The county's easement review policy, created in 2007, considers the applicant's effects on preservation, growth management and agricultural economic development. The policy also considers the impact on protected lands in the vicinity and asks for an evaluation on the property's value.
Not only will the Mullinixes have to prove farming is not profitable on their land, they will also have to pay the state the calculated easement value of the property. Easement value is calculated by subtracting the agricultural value of a property from its fair market value.
Howard County has the highest per acre easement value in the state, according to West.
The Mullinixes will have to pay the easement value of today, not what the value was when they agreed to easements more than 25 years ago, she said.
By being granted a termination from the easement, the family could sell some of the land to a developer. But Mullinix said that isn't why the family is seeking a termination.

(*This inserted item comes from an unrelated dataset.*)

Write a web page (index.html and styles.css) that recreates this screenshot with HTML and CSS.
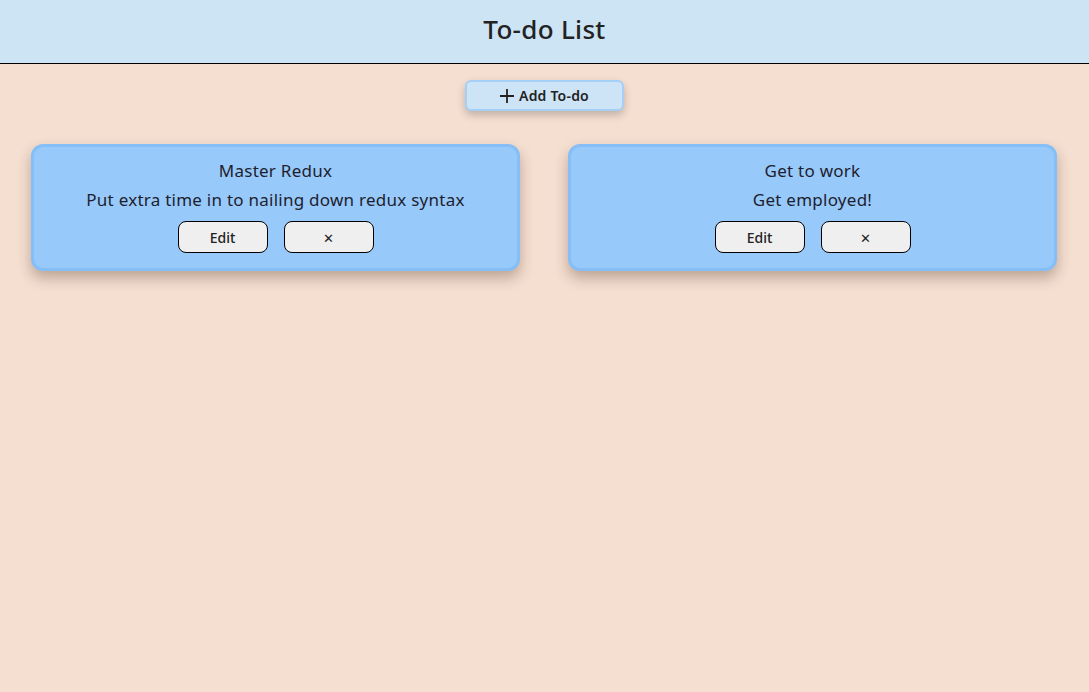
FILE: index.html
```html
<!DOCTYPE html>
<html>
<head>
<meta charset="utf-8">
<title>To-do List</title>
<link rel="stylesheet" href="styles.css">
</head>
<body>
<header class="topbar">
  <h1 class="title">To-do List</h1>
</header>
<main class="content">
  <div class="add-row">
    <button class="add-btn">
      <svg class="plus" width="16" height="16" viewBox="0 0 16 16"><path d="M8 1v14M1 8h14" stroke="#222" stroke-width="1.8" fill="none"/></svg>
      <span>Add To-do</span>
    </button>
  </div>
  <section class="cards">
    <article class="card">
      <div class="card-title">Master Redux</div>
      <div class="card-desc">Put extra time in to nailing down redux syntax</div>
      <div class="card-actions">
        <button class="btn">Edit</button>
        <button class="btn btn-x">&#x2715;</button>
      </div>
    </article>
    <article class="card">
      <div class="card-title">Get to work</div>
      <div class="card-desc">Get employed!</div>
      <div class="card-actions">
        <button class="btn">Edit</button>
        <button class="btn btn-x">&#x2715;</button>
      </div>
    </article>
  </section>
</main>
</body>
</html>
```

FILE: styles.css
```css
* { box-sizing: border-box; }
html, body {
  margin: 0;
  padding: 0;
  height: 100%;
}
body {
  background: #f5dfd1;
  font-family: "Noto Sans", "DejaVu Sans", sans-serif;
  color: #1f1f2a;
}
.topbar {
  height: 64px;
  background: #cde4f5;
  border-bottom: 1px solid #000;
  display: flex;
  align-items: center;
  justify-content: center;
  padding-bottom: 5px;
}
.title {
  margin: 0;
  font-size: 26px;
  font-weight: 500;
  letter-spacing: 0.3px;
  color: #222;
}
.content {
  padding: 16px 32px 0 31px;
}
.add-row {
  display: flex;
  justify-content: center;
}
.add-btn {
  width: 159px;
  height: 31px;
  background: #cde4f6;
  border: 2px solid #a6cff5;
  border-radius: 6px;
  box-shadow: 0 4px 8px rgba(0,0,0,0.22);
  display: flex;
  align-items: center;
  justify-content: center;
  gap: 4px;
  font-family: inherit;
  font-size: 14px;
  font-weight: 600;
  letter-spacing: 0.2px;
  color: #222;
  padding: 0;
}
.plus { display: block; }
.cards {
  margin-top: 33px;
  display: grid;
  grid-template-columns: 1fr 1fr;
  column-gap: 48px;
}
.card {
  background: #97c9fa;
  border: 3px solid #86bef8;
  border-radius: 12px;
  box-shadow: 0 7px 14px rgba(60,30,10,0.3);
  display: flex;
  flex-direction: column;
  align-items: center;
  padding: 12px 10px 15px;
  height: 127px;
}
.card-title, .card-desc {
  font-size: 17px;
  line-height: 24px;
  letter-spacing: 0.25px;
  color: #1e1e2e;
  white-space: nowrap;
}
.card-desc { margin-top: 5px; }
.card-actions {
  margin-top: 9px;
  display: flex;
  gap: 16px;
}
.btn {
  width: 90px;
  height: 32px;
  background: #efefef;
  border: 1px solid #000;
  border-radius: 8px;
  font-family: inherit;
  font-size: 14px;
  font-weight: 500;
  color: #222;
  padding: 0;
}
.btn-x {
  font-size: 13px;
  font-weight: 700;
  padding-top: 2px;
}
```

"You always say 'No' until somebody starts waving a lot of money," he said regarding the possibility. "Right now, we have no plans to go anywhere."
Mullinix said he would like to see the property stay in the family and to continue farming, but that may not be possible.
"They (family) see how hard we work and the little returns we get back," he said.
The state preservation foundation has until April 1 to make a decision on the Mullinix application, which was accepted Oct. 1, West said.
Despite the challenges they face, Mullinix said he is hopeful the family will prevail.
"We'll let it all ride and let the courts decide," he said.
The Nov. 15 hearing will be held in the dining hall at the Howard County Fairgrounds, beginning at 6 p.m.